Only the state of Washington had higher marks in the study. Utah was among just five states that the study said are doing an exemplary job. The others were Minnesota, Connecticut and Oregon.

The study praised the governor's Office of Management and Budget for requiring state agencies, when making budget requests, to show "the need for service, the expected outcomes and whether it is an evidence-based practice supported by research, data, evaluation or professional industry standards."

It added that Gov. Gary Herbert's budget last year identified 41 programs that were required to provide additional evidence of effectiveness before they would be funded in future years.

It praised the state Division of Substance Abuse and Mental Health for using a registry "of evidence-based prevention programs to guide its contracting decisions."

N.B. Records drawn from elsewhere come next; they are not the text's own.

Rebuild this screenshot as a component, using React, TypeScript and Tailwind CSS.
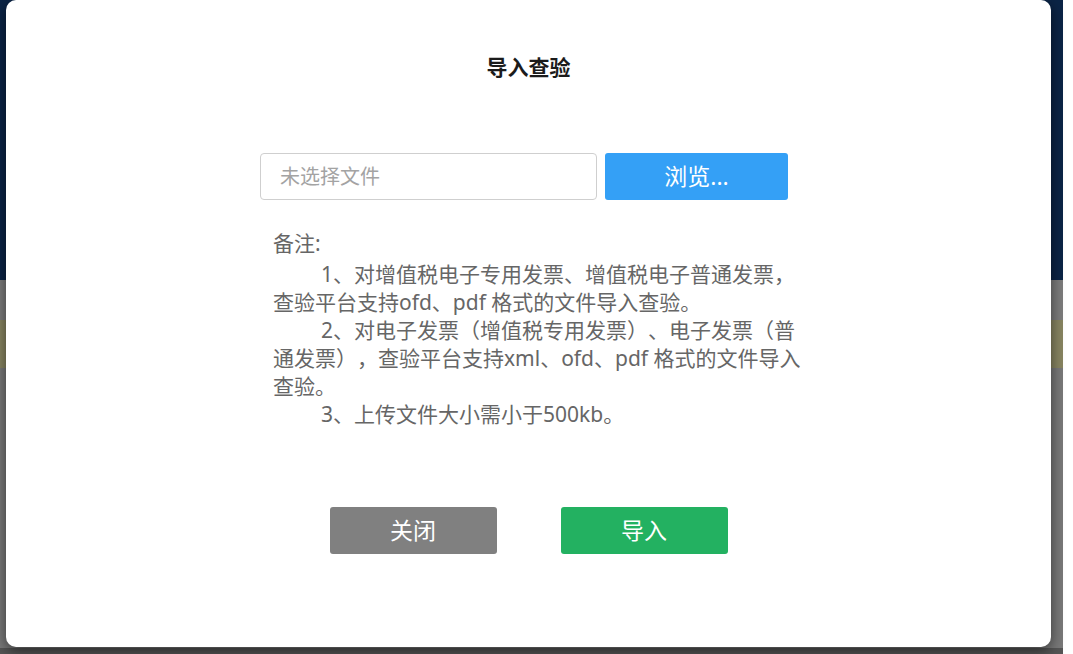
import React from "react";

const font = {
  fontFamily: '"Noto Sans", "Noto Sans CJK SC", sans-serif',
};

export default function App() {
  return (
    <div className="relative w-[1073px] h-[654px] overflow-hidden bg-white" style={font}>
      {/* page behind the dialog, dimmed */}
      <div className="flex flex-col w-[1063px] h-[654px]">
        <div className="h-[280px] bg-[#0b2446]" />
        <div className="h-[40px] bg-[#7c7c7c]" />
        <div className="h-[48px] bg-[#888561]" />
        <div className="flex-1 bg-[#797979]" />
        <div className="h-[6px] bg-[#555555]" />
      </div>

      {/* dialog */}
      <div className="absolute left-[6px] top-0 w-[1045px] h-[647px] rounded-[10px] bg-white shadow-[0_4px_14px_rgba(0,0,0,0.55)] flex flex-col [text-spacing-trim:space-all]">
        <h2 className="pt-[54px] text-center text-[21px] leading-[26px] font-bold text-[#1b1b1b]">
          导入查验
        </h2>

        <div className="mt-[73px] ml-[254px] flex gap-[8px]">
          <input
            readOnly
            placeholder="未选择文件"
            className="w-[337px] h-[47px] rounded-[4px] border border-[#cfcfcf] px-[19px] text-[20px] text-[#555] placeholder:text-[#a3a3a3] outline-none"
          />
          <button className="w-[183px] h-[47px] rounded-[3px] bg-[#34a0f6] text-[23px] text-white">
            浏览...
          </button>
        </div>

        <div className="mt-[29px] ml-[267px] w-[535px] text-[21px] leading-[28px] text-[#666]">
          <p>备注:</p>
          <p className="mt-[3px] indent-[48px]">
            1、对增值税电子专用发票、增值税电子普通发票，查验平台支持ofd、pdf 格式的文件导入查验。
          </p>
          <p className="indent-[48px]">
            2、对电子发票（增值税专用发票）、电子发票（普通发票），查验平台支持xml、ofd、pdf 格式的文件导入查验。
          </p>
          <p className="indent-[48px]">3、上传文件大小需小于500kb。</p>
        </div>

        <div className="mt-[79px] flex justify-center gap-[64px]">
          <button className="w-[167px] h-[47px] rounded-[3px] bg-[#808080] text-[23px] text-white">
            关闭
          </button>
          <button className="w-[167px] h-[47px] rounded-[3px] bg-[#23b161] text-[23px] text-white">
            导入
          </button>
        </div>
      </div>
    </div>
  );
}
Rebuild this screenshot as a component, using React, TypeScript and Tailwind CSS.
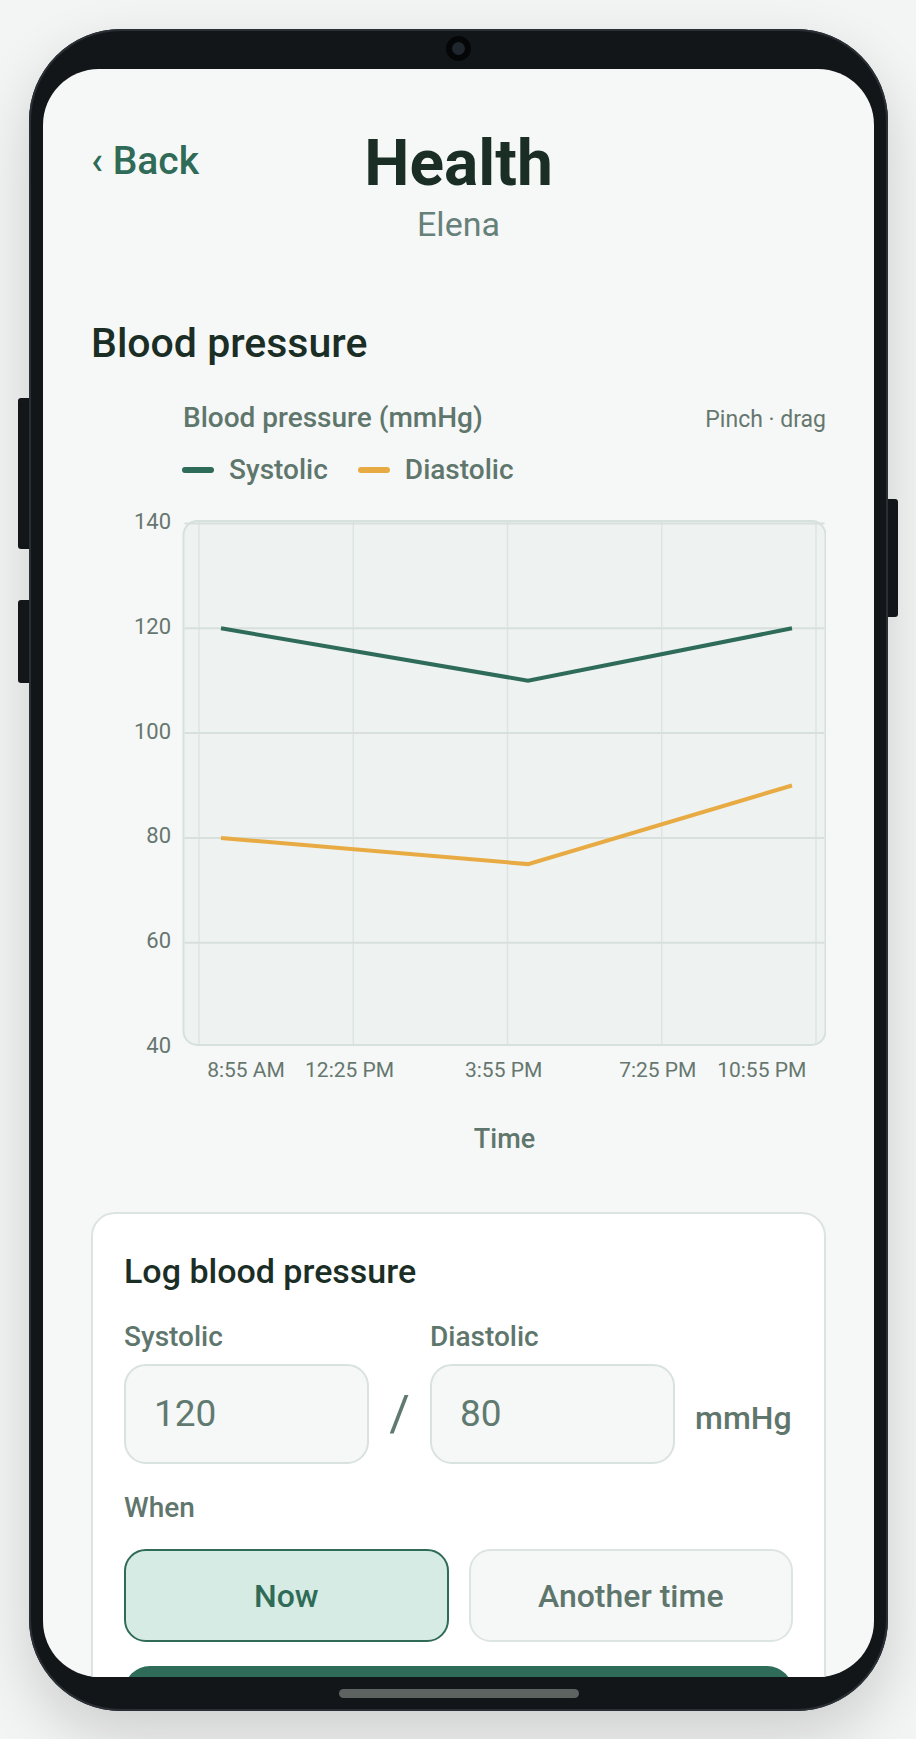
import React from "react";

const yTicks = [140, 120, 100, 80, 60, 40];
const xTicks = [
  { label: "8:55 AM", x: 155 },
  { label: "12:25 PM", x: 258.6 },
  { label: "3:55 PM", x: 412.6 },
  { label: "7:25 PM", x: 566.8 },
  { label: "10:55 PM", x: 670.7 },
];
const gridX = [108, 262.25, 416.5, 570.75, 725];

// value -> svg y
const yOf = (v: number) => 33.5 + (140 - v) * 5.24;

const systolic = [
  { x: 130, v: 120 },
  { x: 437, v: 110 },
  { x: 701, v: 120 },
];
const diastolic = [
  { x: 130, v: 80 },
  { x: 437, v: 75 },
  { x: 701, v: 90 },
];

function toPoints(data: { x: number; v: number }[]) {
  return data.map((d) => `${d.x},${yOf(d.v)}`).join(" ");
}

function Chart() {
  return (
    <svg width="735" height="600" viewBox="0 0 735 600" className="block" fontFamily="Roboto, sans-serif">
      <rect x="92.5" y="31" width="642" height="524" rx="14" fill="#eef2f0" stroke="#d6e0dc" strokeWidth="2" />
      {gridX.map((x) => (
        <line key={x} x1={x} x2={x} y1="32" y2="554" stroke="#dde5e2" strokeWidth="1.5" />
      ))}
      {yTicks.slice(0, 5).map((v) => (
        <line key={v} x1="93.5" x2="733.5" y1={yOf(v)} y2={yOf(v)} stroke="#d7e0dc" strokeWidth="2" />
      ))}
      <polyline points={toPoints(systolic)} fill="none" stroke="#2e6b58" strokeWidth="4" />
      <polyline points={toPoints(diastolic)} fill="none" stroke="#e8ab43" strokeWidth="4" />
      {yTicks.map((v) => (
        <text key={v} x="80" y={yOf(v) + 5.5} textAnchor="end" fontSize="22" fill="#66776f">
          {v}
        </text>
      ))}
      {xTicks.map((t) => (
        <text key={t.label} x={t.x} y="587" textAnchor="middle" fontSize="21" fill="#66776f">
          {t.label}
        </text>
      ))}
    </svg>
  );
}

export default function App() {
  return (
    <div className="w-[916px] h-[1739px] bg-[#f3f4f4] pt-[29px] pl-[29px] font-['Roboto',sans-serif]">
      <div className="relative w-[859px] h-[1682px] rounded-[92px] bg-[#121619] flex flex-col items-center pt-[7px] shadow-[inset_0_0_0_2px_#2a2f35,0_24px_60px_rgba(0,0,0,0.16)]">
        {/* side buttons */}
        <div className="absolute left-[-11px] top-[369px] w-[11px] h-[151px] rounded-l-[3px] bg-[#121619]" />
        <div className="absolute left-[-11px] top-[571px] w-[11px] h-[83px] rounded-l-[3px] bg-[#121619]" />
        <div className="absolute right-[-10px] top-[470px] w-[10px] h-[118px] rounded-r-[3px] bg-[#121619]" />

        {/* camera */}
        <div className="w-[25px] h-[25px] rounded-full bg-[#050607] flex items-center justify-center">
          <div className="w-[13px] h-[13px] rounded-full bg-[#1f262d]" />
        </div>

        {/* screen */}
        <div className="mt-[8px] w-[831px] h-[1608px] rounded-[56px] overflow-hidden bg-[#f6f8f7] px-[48px] pt-[63px]">
          <div className="grid grid-cols-[1fr_auto_1fr] items-start">
            <div className="mt-[5px] text-[39px] leading-[48px] font-medium text-[#2f6b57]">‹ Back</div>
            <div className="flex flex-col items-center">
              <div className="text-[64px] leading-[64px] font-bold text-[#1b2e26]">Health</div>
              <div className="mt-[8px] text-[34px] leading-[40px] text-[#66807a]">Elena</div>
            </div>
            <div />
          </div>

          <h2 className="mt-[73px] text-[41px] leading-[52px] font-medium text-[#1b2e26]">Blood pressure</h2>

          <div className="mt-[31px] pl-[92px] flex justify-between items-baseline">
            <div className="text-[28px] leading-[36px] font-medium text-[#5f766d]">Blood pressure (mmHg)</div>
            <div className="text-[23px] leading-[30px] text-[#66776f]">Pinch · drag</div>
          </div>

          <div className="mt-[16px] pl-[91px] flex items-center text-[28px] leading-[36px] font-medium text-[#5f766d]">
            <span className="w-[32px] h-[6px] rounded-full bg-[#2e6b58]" />
            <span className="ml-[15px]">Systolic</span>
            <span className="ml-[30px] w-[32px] h-[6px] rounded-full bg-[#e8ab43]" />
            <span className="ml-[15px]">Diastolic</span>
          </div>

          <div className="mt-[2px]">
            <Chart />
          </div>

          <div className="mt-[33px] pl-[92px] text-center text-[27px] leading-[32px] font-medium text-[#5f766d]">Time</div>

          <div className="mt-[57px] rounded-[24px] border-2 border-[#dce4e1] bg-white px-[31px] pt-[37px]">
            <h3 className="text-[34px] leading-[40px] font-medium text-[#1b2e26]">Log blood pressure</h3>

            <div className="mt-[28px] flex items-end">
              <div className="w-[245px]">
                <div className="text-[28px] leading-[36px] font-medium text-[#5f766d]">Systolic</div>
                <div className="mt-[9px] h-[100px] rounded-[22px] border-2 border-[#d9e2de] bg-[#f6f8f7] pl-[28px] flex items-center text-[37px] text-[#607a70]">
                  120
                </div>
              </div>
              <div className="w-[61px] h-[100px] flex items-center justify-center text-[50px] text-[#607a70]">/</div>
              <div className="w-[245px]">
                <div className="text-[28px] leading-[36px] font-medium text-[#5f766d]">Diastolic</div>
                <div className="mt-[9px] h-[100px] rounded-[22px] border-2 border-[#d9e2de] bg-[#f6f8f7] pl-[28px] flex items-center text-[37px] text-[#607a70]">
                  80
                </div>
              </div>
              <div className="ml-[20px] h-[100px] pt-[8px] flex items-center text-[32px] font-medium text-[#5f766d]">mmHg</div>
            </div>

            <div className="mt-[26px] text-[28px] leading-[36px] font-medium text-[#5f766d]">When</div>

            <div className="mt-[23px] grid grid-cols-2 gap-5">
              <button className="h-[93px] rounded-[22px] border-2 border-[#2f6b57] bg-[#d6ebe3] text-[32px] font-medium text-[#2f6b57]">
                Now
              </button>
              <button className="h-[93px] rounded-[22px] border-2 border-[#dde5e2] bg-[#f6f8f7] text-[32px] font-medium text-[#5f766d]">
                Another time
              </button>
            </div>

            <button aria-label="Save" className="mt-[24px] block w-full h-[92px] rounded-[26px] bg-[#2e6b58]" />
          </div>
        </div>

        {/* home indicator */}
        <div className="mt-[12px] w-[240px] h-[9px] rounded-full bg-[#5c6360]" />
      </div>
    </div>
  );
}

When that agency rejects contractors, the study said, it gives them "a written explanation of the decision and recommendations for improvements" — and offers technical assistance to help them qualify in the future.

The study also specifically praised Utah criminal and juvenile justice administrators for studying effectiveness of programs before funding them.

It said they "analyzed recidivism outcomes of several programs, including comparisons against a control group," before deciding what to fund.

Earlier this week, House Speaker Greg Hughes said the Legislature also tries hard to base its decisions on data and proven results. "We're trying to use good information to drive good decisions."